Normalerweise wird euch das Gepäck in eure Unterkunft oder nach Hause geliefert. Die Airlines versuchen eigentlich immer, auf diese Art den Schaden zumindest ein wenig zu begrenzen. Verpflichtet sind die Fluggesellschaften dazu allerdings nicht, es handelt sich um eine freiwillige Leistung. Weigert sich die Airline eure Koffer vor die Tür zu liefern, habt ihr aber Anspruch auf den Ersatz der Fahrtkosten, die euch bei einer erneuten Fahrt zum Flughafen entstehen.

Wie lange muss ich warten, bis Gepäck endgültig als verloren gilt?

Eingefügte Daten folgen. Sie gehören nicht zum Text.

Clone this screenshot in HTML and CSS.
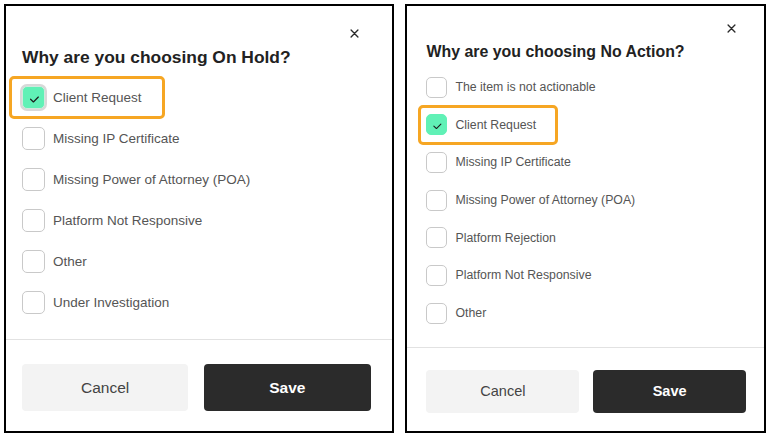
FILE: index.html
```html
<!DOCTYPE html>
<html lang="en">
<head>
<meta charset="utf-8">
<title>Reason dialogs</title>
<link rel="stylesheet" href="styles.css">
</head>
<body>
<div class="screen">
  <section class="dialog dialog--hold">
    <div class="dialog__body">
      <div class="dialog__top">
        <button class="dialog__close" aria-label="Close"><svg viewBox="0 0 10 10"><path d="M1.2 1.2L8.8 8.8M8.8 1.2L1.2 8.8"/></svg></button>
      </div>
      <h2 class="dialog__title">Why are you choosing On Hold?</h2>
      <ul class="options">
        <li class="option option--checked option--focus option--highlight"><span class="box"><svg viewBox="0 0 23 23"><path d="M8.3 13.4L11.4 16.4L16.8 11"/></svg></span><span class="option__text">Client Request</span></li>
        <li class="option"><span class="box"></span><span class="option__text">Missing IP Certificate</span></li>
        <li class="option"><span class="box"></span><span class="option__text">Missing Power of Attorney (POA)</span></li>
        <li class="option"><span class="box"></span><span class="option__text">Platform Not Responsive</span></li>
        <li class="option"><span class="box"></span><span class="option__text">Other</span></li>
        <li class="option"><span class="box"></span><span class="option__text">Under Investigation</span></li>
      </ul>
    </div>
    <div class="dialog__footer">
      <button class="btn btn--cancel">Cancel</button>
      <button class="btn btn--save">Save</button>
    </div>
  </section>

  <section class="dialog dialog--noaction">
    <div class="dialog__body">
      <div class="dialog__top">
        <button class="dialog__close" aria-label="Close"><svg viewBox="0 0 10 10"><path d="M1.2 1.2L8.8 8.8M8.8 1.2L1.2 8.8"/></svg></button>
      </div>
      <h2 class="dialog__title">Why are you choosing No Action?</h2>
      <ul class="options">
        <li class="option"><span class="box"></span><span class="option__text">The item is not actionable</span></li>
        <li class="option option--checked option--highlight"><span class="box"><svg viewBox="0 0 23 23"><path d="M8.3 13.4L11.4 16.4L16.8 11"/></svg></span><span class="option__text">Client Request</span></li>
        <li class="option"><span class="box"></span><span class="option__text">Missing IP Certificate</span></li>
        <li class="option"><span class="box"></span><span class="option__text">Missing Power of Attorney (POA)</span></li>
        <li class="option"><span class="box"></span><span class="option__text">Platform Rejection</span></li>
        <li class="option"><span class="box"></span><span class="option__text">Platform Not Responsive</span></li>
        <li class="option"><span class="box"></span><span class="option__text">Other</span></li>
      </ul>
    </div>
    <div class="dialog__footer">
      <button class="btn btn--cancel">Cancel</button>
      <button class="btn btn--save">Save</button>
    </div>
  </section>
</div>
</body>
</html>
```

FILE: styles.css
```css
* { box-sizing: border-box; }

html, body {
  margin: 0;
  padding: 0;
  background: #ffffff;
}

body {
  font-family: "Liberation Sans", Arial, sans-serif;
  color: #222;
}

.screen {
  display: flex;
  align-items: flex-start;
  gap: 11px;
  padding: 4px;
}

.dialog {
  --w: 391px;
  --pl: 16px;
  --pr: 22px;
  --top-pt: 19px;
  --top-mb: 4px;
  --close-mr: 8px;
  --title-size: 17.4px;
  --title-lh: 24px;
  --list-mt: 9.5px;
  --row-h: 37px;
  --row-gap: 4px;
  --opt-pl: 10px;
  --opt-pr: 20px;
  --box: 23px;
  --text-size: 13.5px;
  --body-pb: 18.5px;
  --foot-pt: 24px;
  --foot-pb: 20px;
  --btn-h: 47px;
  --btn-gap: 16px;
  --btn-size: 15.5px;

  width: var(--w);
  border: 2px solid #000;
  background: #fff;
  display: flex;
  flex-direction: column;
}

.dialog--noaction {
  --w: 361px;
  --pl: 19px;
  --pr: 18px;
  --top-pt: 14px;
  --top-mb: 4.5px;
  --close-mr: 7px;
  --title-size: 15.9px;
  --title-lh: 22px;
  --list-mt: 7.5px;
  --row-h: 34px;
  --row-gap: 3.7px;
  --opt-pl: 5px;
  --opt-pr: 19px;
  --box: 21px;
  --text-size: 12.3px;
  --body-pb: 16.8px;
  --foot-pt: 22px;
  --foot-pb: 18px;
  --btn-h: 43px;
  --btn-gap: 14px;
  --btn-size: 14.5px;
}

.dialog__body {
  padding: var(--top-pt) var(--pr) var(--body-pb) var(--pl);
}

.dialog__top {
  display: flex;
  justify-content: flex-end;
  margin-bottom: var(--top-mb);
}

.dialog__close {
  width: 16px;
  height: 16px;
  padding: 0;
  margin: 0 var(--close-mr) 0 0;
  border: 0;
  background: transparent;
  display: flex;
  align-items: center;
  justify-content: center;
}

.dialog__close svg {
  width: 9px;
  height: 9px;
  fill: none;
  stroke: #2a2a2a;
  stroke-width: 1.5;
  stroke-linecap: round;
}

.dialog__title {
  margin: 0;
  font-size: var(--title-size);
  line-height: var(--title-lh);
  font-weight: 700;
  color: #222;
}

.options {
  list-style: none;
  margin: var(--list-mt) 0 0 0;
  padding: 0;
  display: flex;
  flex-direction: column;
  gap: var(--row-gap);
}

.option {
  display: flex;
  align-items: center;
  gap: 8px;
  width: fit-content;
  height: var(--row-h);
  margin-left: calc(-1 * var(--opt-pl));
  padding: 0 var(--opt-pr) 0 var(--opt-pl);
  border-radius: 2px;
}

.option--highlight {
  outline: 3px solid #f6a623;
}

.box {
  flex: none;
  width: var(--box);
  height: var(--box);
  border: 1px solid #c9c9c9;
  border-radius: 5px;
  background: #fff;
  display: flex;
}

.option--checked .box {
  background: #60f1b6;
  border-color: #60f1b6;
}

.option--focus .box {
  box-shadow: 0 0 0 2px #d8d8d8;
  border-color: #cfe9dd;
}

.box svg {
  width: 100%;
  height: 100%;
  fill: none;
  stroke: #1c1c1c;
  stroke-width: 1.3;
  stroke-linecap: round;
  stroke-linejoin: round;
}

.option__text {
  font-size: var(--text-size);
  color: #555;
  white-space: nowrap;
}

.dialog__footer {
  border-top: 1px solid #e2e2e2;
  padding: var(--foot-pt) var(--pr) var(--foot-pb) var(--pl);
  display: flex;
  gap: var(--btn-gap);
}

.btn {
  flex: 1 1 0;
  height: var(--btn-h);
  border: 0;
  border-radius: 4px;
  font-family: "Liberation Sans", Arial, sans-serif;
  font-size: var(--btn-size);
}

.btn--cancel {
  background: #f3f3f3;
  color: #444;
}

.btn--save {
  background: #2b2b2b;
  color: #fff;
  font-weight: 700;
}
```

Bis zu drei Wochen hat die Fluggesellschaft normalerweise Zeit, um euer Gepäck wieder zu finden. Nach 21 Tagen gilt der Koffer dann endgültig als verloren. Allerdings kommt es in der Praxis vor, dass die Airlines schon früher davon ausgehen, dass euer Gepäck nicht mehr auftauchen wird. Deswegen versenden manche auch schon nach wenigen Tage das Formular, auf dem ihr den Inhalt des Koffers oder der Tasche angeben müsst.

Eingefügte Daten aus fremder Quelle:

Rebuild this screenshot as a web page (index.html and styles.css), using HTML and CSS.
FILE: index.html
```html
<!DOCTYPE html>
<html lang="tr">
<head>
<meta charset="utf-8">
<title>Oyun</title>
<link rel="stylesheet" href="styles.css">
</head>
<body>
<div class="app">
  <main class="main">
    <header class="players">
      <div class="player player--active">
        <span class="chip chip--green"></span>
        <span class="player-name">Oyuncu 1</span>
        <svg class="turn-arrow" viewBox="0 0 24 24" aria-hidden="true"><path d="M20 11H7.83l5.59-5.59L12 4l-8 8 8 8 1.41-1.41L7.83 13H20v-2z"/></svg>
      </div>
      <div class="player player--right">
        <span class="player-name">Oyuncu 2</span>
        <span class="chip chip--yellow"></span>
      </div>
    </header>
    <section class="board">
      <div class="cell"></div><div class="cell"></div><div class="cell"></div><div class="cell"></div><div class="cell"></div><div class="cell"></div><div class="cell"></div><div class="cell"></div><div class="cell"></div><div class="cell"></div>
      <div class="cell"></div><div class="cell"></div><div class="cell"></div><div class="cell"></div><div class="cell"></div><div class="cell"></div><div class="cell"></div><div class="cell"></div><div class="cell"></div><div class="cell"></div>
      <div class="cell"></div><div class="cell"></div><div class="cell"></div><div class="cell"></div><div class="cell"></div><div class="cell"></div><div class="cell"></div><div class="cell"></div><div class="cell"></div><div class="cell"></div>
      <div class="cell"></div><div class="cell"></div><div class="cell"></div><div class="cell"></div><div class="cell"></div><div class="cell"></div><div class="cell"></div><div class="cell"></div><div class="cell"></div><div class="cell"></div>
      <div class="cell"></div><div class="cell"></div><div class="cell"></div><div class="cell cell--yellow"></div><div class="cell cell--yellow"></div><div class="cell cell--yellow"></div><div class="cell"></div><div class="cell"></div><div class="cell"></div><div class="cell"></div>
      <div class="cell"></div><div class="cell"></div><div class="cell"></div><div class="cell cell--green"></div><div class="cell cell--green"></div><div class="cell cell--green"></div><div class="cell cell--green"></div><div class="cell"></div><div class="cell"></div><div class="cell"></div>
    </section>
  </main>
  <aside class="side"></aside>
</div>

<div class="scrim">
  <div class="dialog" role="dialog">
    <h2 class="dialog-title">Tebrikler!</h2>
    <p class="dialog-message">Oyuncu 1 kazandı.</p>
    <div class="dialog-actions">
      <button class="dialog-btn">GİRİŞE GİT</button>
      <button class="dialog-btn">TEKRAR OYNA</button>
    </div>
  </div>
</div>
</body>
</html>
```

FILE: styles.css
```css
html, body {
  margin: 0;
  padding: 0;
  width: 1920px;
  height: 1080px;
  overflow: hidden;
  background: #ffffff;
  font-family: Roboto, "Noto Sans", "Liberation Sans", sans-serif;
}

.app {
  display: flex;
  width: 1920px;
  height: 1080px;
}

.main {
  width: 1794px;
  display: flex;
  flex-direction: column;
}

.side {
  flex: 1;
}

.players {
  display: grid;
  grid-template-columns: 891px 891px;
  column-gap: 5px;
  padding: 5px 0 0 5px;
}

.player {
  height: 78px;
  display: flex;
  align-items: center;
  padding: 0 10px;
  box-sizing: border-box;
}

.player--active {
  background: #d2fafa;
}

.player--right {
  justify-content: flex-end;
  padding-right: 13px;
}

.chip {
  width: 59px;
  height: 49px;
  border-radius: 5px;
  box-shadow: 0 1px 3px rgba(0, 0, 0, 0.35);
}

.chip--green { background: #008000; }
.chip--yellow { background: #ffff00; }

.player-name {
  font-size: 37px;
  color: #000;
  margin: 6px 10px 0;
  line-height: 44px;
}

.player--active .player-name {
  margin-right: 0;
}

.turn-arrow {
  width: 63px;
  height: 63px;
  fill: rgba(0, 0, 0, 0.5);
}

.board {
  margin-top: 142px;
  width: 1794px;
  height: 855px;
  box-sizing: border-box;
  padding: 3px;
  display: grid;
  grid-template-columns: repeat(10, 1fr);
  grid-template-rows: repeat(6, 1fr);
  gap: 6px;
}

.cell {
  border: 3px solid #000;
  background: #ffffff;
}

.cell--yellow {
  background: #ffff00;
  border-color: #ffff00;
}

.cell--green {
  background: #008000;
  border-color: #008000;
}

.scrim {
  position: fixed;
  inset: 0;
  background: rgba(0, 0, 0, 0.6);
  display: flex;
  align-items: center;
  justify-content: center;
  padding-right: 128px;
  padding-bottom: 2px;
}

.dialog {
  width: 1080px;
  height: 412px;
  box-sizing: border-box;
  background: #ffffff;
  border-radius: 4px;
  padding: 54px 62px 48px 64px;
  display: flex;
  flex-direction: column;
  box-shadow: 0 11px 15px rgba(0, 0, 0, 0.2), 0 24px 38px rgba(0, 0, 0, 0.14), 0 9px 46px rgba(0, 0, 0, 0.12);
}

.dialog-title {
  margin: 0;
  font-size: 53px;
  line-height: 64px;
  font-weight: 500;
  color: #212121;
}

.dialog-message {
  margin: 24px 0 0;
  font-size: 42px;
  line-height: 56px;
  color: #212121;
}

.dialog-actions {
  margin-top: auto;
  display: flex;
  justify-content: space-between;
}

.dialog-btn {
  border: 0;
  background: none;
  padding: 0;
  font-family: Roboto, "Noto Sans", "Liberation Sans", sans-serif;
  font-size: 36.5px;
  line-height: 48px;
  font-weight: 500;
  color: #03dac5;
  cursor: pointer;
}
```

Gibt es auch einen Anspruch bei beschädigtem Gepäck?

Ja. Allerdings ist die Lage bei beschädigtem Gepäck nicht ganz so eindeutig, wie bei verspätetem oder verlorenem Gepäck. Welche Schäden waren zuvor schon am Koffer? War die Tasche denn auch wirklich nicht zum Bersten voll? Alles Fragen, die schwer zu klären sind, wenn das Gepäck kaputt und der Inhalt auf dem Gepäckband verteilt ist. Beweiskräftig wären hier wahrscheinlich nur Bilder vom Koffern, die ihr macht, kurz bevor ihr ihn aufgebt. Und generell gilt: für kleine Beschädigungen wie Kratzer und Beulen kommt die Airline ohnehin nicht auf.

Wie kann ich Schaden schon im Vorfeld vermeiden?

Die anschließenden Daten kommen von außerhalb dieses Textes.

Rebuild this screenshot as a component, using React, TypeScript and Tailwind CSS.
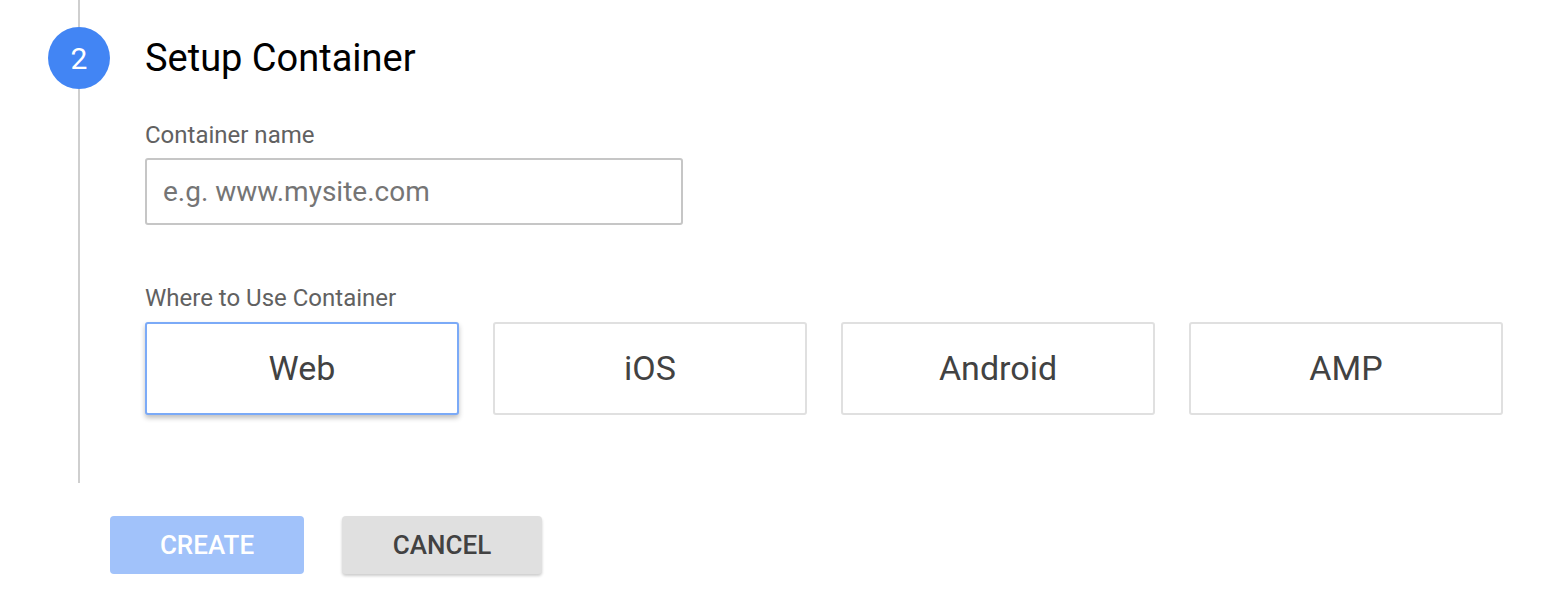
import { useState } from "react";

const targets = ["Web", "iOS", "Android", "AMP"];

const App = () => {
  const [target, setTarget] = useState("Web");

  return (
    <div className="h-[610px] w-[1542px] bg-white font-['Roboto',sans-serif]">
      <div className="flex">
        <div className="flex w-[145px] shrink-0 pl-[48px]">
          <div className="flex w-[62px] flex-col items-center">
            <div className="h-[27px] w-[2px] bg-[#cfcfcf]" />
            <div className="flex h-[62px] w-[62px] items-center justify-center rounded-full bg-[#4285f4] text-[30px] text-white">
              2
            </div>
            <div className="w-[2px] flex-1 bg-[#cfcfcf]" />
          </div>
        </div>
        <div className="flex flex-col pt-[27px] pb-[68px]">
          <h2 className="text-[38px] leading-[62px] text-black">Setup Container</h2>
          <label className="mt-[32px] text-[24px] leading-[28px] text-[#616161]">Container name</label>
          <input
            type="text"
            placeholder="e.g. www.mysite.com"
            className="mt-[9px] h-[67px] w-[538px] rounded-[3px] border-2 border-[#c6c6c6] px-[16px] text-[28px] text-[#212121] placeholder:text-[#757575] focus:outline-none"
          />
          <label className="mt-[59px] text-[24px] leading-[28px] text-[#616161]">Where to Use Container</label>
          <div className="mt-[10px] flex gap-[34px]">
            {targets.map((t) => (
              <button
                key={t}
                onClick={() => setTarget(t)}
                className={
                  t === target
                    ? "flex h-[93px] w-[314px] items-center justify-center rounded-[3px] border-2 border-[#7baaf7] bg-white text-[34px] text-[#424242] shadow-[0_3px_5px_rgba(0,0,0,0.25)]"
                    : "flex h-[93px] w-[314px] items-center justify-center rounded-[3px] border-2 border-[#e0e0e0] bg-white text-[34px] text-[#424242]"
                }
              >
                {t}
              </button>
            ))}
          </div>
        </div>
      </div>
      <div className="mt-[33px] flex gap-[38px] pl-[110px]">
        <button className="h-[58px] w-[194px] rounded-[4px] bg-[#a1c2fa] text-[26px] font-medium text-white">
          CREATE
        </button>
        <button className="h-[58px] w-[200px] rounded-[4px] bg-[#e0e0e0] text-[26px] font-medium text-[#424242] shadow-[0_2px_3px_rgba(0,0,0,0.2)]">
          CANCEL
        </button>
      </div>
    </div>
  );
};

export default App;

Am besten ist es natürlich, wenn euer Gepäck gar nicht erst verloren geht. Und die Wahrscheinlichkeit dafür kann man als Reisender aktiv beeinflussen. Theoretisch zumindest. So liegt die Chance, bei einem Direktflug ohne sein Gepäck am Ziel anzukommen schon fast bei null. Eine Reise, bei der ihr dreimal umsteigen müsst und das vielleicht auch noch an den großen Drehkreuzen der Welt lässt das Risiko natürlich nach oben schnellen.
Wenn man sich nicht aussuchen kann, ob man nonstop fliegen möchte oder nicht, kann man zumindest beim Packen den Schaden schon minimieren. Idealerweise landen erst gar keine unersetzlichen Dinge im Koffer, sondern nur solche, die ihr im Notfall wirklich mit der maximalen Entschädigungssumme neu kaufen könnt. Und wenn ihr im Handgepäck Platz habt, schadet es sicherlich nicht, ein paar Kleidungsstücke, frische Unterwäsche und Hygieneartikel bei sich zu tragen.